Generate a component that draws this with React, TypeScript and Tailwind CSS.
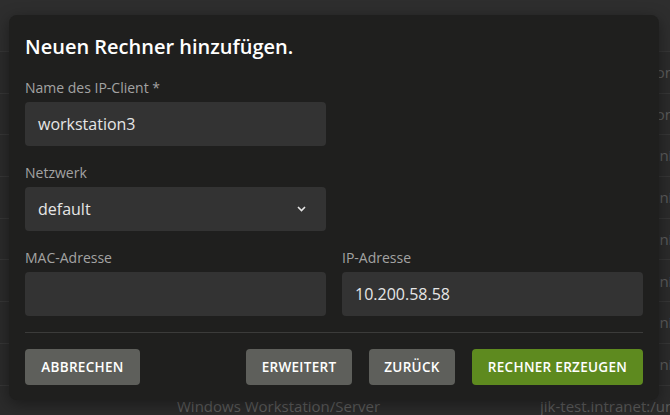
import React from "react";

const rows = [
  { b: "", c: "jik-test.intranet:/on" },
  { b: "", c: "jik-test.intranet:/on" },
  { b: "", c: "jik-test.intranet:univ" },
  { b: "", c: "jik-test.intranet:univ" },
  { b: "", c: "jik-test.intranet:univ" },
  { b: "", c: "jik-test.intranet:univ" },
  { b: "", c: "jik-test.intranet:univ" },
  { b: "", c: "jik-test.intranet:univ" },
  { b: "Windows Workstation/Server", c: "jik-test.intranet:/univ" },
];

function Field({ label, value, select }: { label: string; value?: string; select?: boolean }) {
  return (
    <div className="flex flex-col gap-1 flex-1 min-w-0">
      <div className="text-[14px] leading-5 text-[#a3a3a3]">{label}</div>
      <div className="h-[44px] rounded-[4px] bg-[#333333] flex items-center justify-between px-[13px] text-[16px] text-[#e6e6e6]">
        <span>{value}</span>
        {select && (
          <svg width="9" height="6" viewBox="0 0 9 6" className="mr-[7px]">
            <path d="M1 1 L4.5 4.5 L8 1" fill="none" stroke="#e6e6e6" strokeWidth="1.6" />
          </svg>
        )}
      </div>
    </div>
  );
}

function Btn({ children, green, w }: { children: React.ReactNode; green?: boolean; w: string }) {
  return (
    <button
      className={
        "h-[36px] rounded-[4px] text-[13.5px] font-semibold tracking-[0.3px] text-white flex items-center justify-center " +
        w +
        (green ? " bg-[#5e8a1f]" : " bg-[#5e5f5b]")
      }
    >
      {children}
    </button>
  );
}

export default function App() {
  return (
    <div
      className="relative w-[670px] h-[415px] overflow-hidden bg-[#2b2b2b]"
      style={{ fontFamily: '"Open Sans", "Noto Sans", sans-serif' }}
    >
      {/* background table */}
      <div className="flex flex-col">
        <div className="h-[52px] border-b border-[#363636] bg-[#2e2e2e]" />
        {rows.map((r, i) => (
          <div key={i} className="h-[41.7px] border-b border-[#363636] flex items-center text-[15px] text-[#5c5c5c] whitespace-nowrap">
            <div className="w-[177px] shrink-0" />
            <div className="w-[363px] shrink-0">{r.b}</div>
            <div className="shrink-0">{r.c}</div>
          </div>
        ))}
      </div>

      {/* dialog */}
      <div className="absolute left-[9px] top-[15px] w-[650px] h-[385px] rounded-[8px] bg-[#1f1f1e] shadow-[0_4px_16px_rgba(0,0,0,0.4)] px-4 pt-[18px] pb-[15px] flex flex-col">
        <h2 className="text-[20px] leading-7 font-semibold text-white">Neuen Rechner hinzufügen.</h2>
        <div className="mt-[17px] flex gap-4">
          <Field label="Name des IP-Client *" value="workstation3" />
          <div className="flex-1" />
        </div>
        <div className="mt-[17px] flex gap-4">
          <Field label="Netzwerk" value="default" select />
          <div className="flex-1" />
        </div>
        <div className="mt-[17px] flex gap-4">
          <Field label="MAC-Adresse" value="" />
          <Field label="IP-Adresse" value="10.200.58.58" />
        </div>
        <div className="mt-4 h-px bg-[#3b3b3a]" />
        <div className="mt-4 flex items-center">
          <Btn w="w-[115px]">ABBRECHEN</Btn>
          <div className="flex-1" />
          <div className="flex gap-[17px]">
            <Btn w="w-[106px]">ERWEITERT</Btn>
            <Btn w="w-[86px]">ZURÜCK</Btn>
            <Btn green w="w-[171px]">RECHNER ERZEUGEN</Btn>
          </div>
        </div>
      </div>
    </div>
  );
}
==
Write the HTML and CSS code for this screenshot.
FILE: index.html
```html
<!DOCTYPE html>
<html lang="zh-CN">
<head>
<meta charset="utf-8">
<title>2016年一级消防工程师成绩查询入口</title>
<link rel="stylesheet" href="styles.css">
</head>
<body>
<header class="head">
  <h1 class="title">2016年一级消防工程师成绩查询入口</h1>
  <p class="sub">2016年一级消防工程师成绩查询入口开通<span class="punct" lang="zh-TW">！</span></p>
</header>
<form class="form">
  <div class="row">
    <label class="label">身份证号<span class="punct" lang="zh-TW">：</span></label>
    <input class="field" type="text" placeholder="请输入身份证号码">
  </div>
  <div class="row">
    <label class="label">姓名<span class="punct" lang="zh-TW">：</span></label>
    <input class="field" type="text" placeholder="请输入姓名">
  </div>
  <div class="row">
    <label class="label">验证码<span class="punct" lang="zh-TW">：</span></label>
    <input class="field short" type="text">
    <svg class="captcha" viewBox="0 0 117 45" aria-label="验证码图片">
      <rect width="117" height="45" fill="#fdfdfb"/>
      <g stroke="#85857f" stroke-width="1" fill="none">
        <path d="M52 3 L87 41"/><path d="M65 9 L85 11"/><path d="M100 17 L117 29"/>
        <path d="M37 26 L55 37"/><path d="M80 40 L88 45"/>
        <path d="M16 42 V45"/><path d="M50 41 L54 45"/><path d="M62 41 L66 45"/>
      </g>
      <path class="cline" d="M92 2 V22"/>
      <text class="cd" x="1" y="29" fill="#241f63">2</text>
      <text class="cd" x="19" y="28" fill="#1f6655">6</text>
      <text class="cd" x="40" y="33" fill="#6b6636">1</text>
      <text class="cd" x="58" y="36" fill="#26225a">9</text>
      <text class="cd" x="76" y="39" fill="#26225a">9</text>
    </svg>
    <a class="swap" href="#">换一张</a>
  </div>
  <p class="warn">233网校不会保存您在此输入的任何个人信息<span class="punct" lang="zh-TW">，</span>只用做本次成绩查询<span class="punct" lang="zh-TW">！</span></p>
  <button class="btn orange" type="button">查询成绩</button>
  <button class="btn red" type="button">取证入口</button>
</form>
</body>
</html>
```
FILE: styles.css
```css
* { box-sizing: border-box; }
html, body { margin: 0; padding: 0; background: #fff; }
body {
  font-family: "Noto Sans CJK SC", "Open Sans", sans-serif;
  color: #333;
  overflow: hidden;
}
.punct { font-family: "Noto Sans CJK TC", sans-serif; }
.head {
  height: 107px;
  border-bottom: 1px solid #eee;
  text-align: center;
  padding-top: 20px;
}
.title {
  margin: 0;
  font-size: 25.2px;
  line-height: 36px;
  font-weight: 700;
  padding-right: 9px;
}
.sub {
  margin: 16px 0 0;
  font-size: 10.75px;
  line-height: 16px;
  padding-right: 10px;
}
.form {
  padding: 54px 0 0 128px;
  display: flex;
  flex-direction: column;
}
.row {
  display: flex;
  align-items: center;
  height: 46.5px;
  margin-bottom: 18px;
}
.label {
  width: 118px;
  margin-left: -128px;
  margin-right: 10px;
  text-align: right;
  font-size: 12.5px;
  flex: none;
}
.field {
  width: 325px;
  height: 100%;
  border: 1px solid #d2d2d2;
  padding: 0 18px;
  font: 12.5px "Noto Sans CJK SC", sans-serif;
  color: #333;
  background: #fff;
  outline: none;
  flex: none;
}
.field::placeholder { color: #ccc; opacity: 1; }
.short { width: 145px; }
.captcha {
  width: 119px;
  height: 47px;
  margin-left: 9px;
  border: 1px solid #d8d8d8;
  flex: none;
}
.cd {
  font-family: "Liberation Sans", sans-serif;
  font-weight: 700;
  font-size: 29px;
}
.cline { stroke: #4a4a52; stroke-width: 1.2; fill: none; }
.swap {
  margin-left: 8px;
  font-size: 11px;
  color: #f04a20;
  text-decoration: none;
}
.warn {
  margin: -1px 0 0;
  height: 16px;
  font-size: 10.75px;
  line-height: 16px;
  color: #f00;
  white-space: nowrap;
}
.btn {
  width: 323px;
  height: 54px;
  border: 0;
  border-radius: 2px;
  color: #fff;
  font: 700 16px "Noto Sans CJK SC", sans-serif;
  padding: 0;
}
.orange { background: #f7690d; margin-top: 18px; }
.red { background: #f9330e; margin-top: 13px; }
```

Set task:
Check each line above for the string "this", then copy the ones that have it.

Full answer:
Generate a component that draws this with React, TypeScript and Tailwind CSS.
Write the HTML and CSS code for this screenshot.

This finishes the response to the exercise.